Rabu, 29 April 2009

Menang Tapi



Menang Tapi

Sudah takdirnya semua manusia hidup dalam suasana kompetisi. Semenjak masih -maaf – sperma, hanya yang unggul sajalah yang akhirnya berhasil membuahi sel telur. Setelah manusia dilahirkan, tumbuh dan bergaul dalam tatanan masyarakat yang lebih luas maka kompetisi adalah suatu keniscayaan yang akan dialami dalam setiap fase hidupnya. Masuk sekolah dasar, sekolah menengah pertama, sekolah menengah atas/smk, dan sekolah yang lebih tinggi lagi, lalu bekerja maka suasana kompetisi menjadi luarbiasa kentalnya. Seperti menang dan kalah, institusi mengajarkan semua individunya untuk menang dalam hal apapun tapi lupa mengajarkan cara menerima dan bangkit dari kekalahan.

Kompetisi berguna ? sangat ! dalam kadar yang cukup sehat kompetisi melahirkan dan mendorong inovasi dan kreativitas yang ujung-ujungnya mendorong perubahan zaman. Ia menampakkan dunia baru yang sama sekali tak pernah dibayangkan kelak bakal menghiasi dunia, contohnya saja kompetisi dalam bidang teknologi dan bisnis. Bila saja Thomas Alva Edison tidak berpacu dengan dirinya sendiri maka seumur-umur tak akan ada yang namanya lampu, bila Nokia tidak cepat membaca zaman maka selamanya perusahaan itu hanya akan jadi pabrik pengolah kayu dan sepatu booth.

Dan seiring perkembangan kesadaran manusia yang juga sangat menggembirakan, maka semua hal yang tadinya menyakitkan, memalukan dan menggelapkan kini bergeser maknanya. Seperti juga kekalahan yang dulu amat sangat tabu itu kini menampakan wajah asli yang sesungguhnya. Begitu juga kemenangan yang indah itu ternyata tidak selalu seindah kelihatannya.
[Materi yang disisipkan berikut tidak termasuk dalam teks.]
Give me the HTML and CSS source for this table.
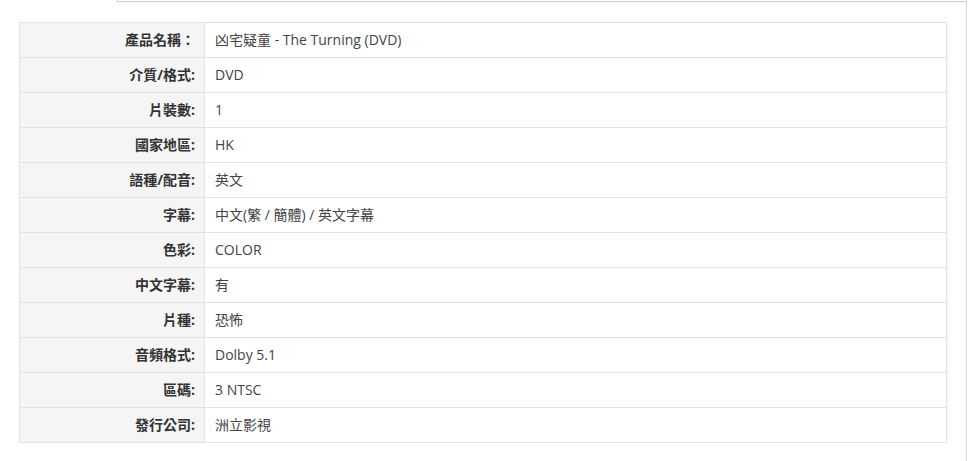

Beberapa teman menyuruh saya melakukan ”All Counting” saat terpuruk menerima kekalahan. Entah itu untuk membesarkan hati atau cuma ingin menghibur saja. Teman saya itu menjelaskan tentang suatu hukum – saya sendiri baru dengar ada hukum yang namanya begitu- teman saya menamakan ”Hukum Keseimbangan Mutlak”. What ??
Yang Maha Mutlak hanya Allah saja, kemutlakan itu milik Tuhan semesta alam dan diluar itu semuanya serba relatif. Ngga ngeh ? sama !.
Masih kata dia : kompetisi memang wajar dan sudah khitahnya begitu, tapi soal menang dan kalah itu relatif. Yang ada hanyalah kalah tapi.... dan menang tapi...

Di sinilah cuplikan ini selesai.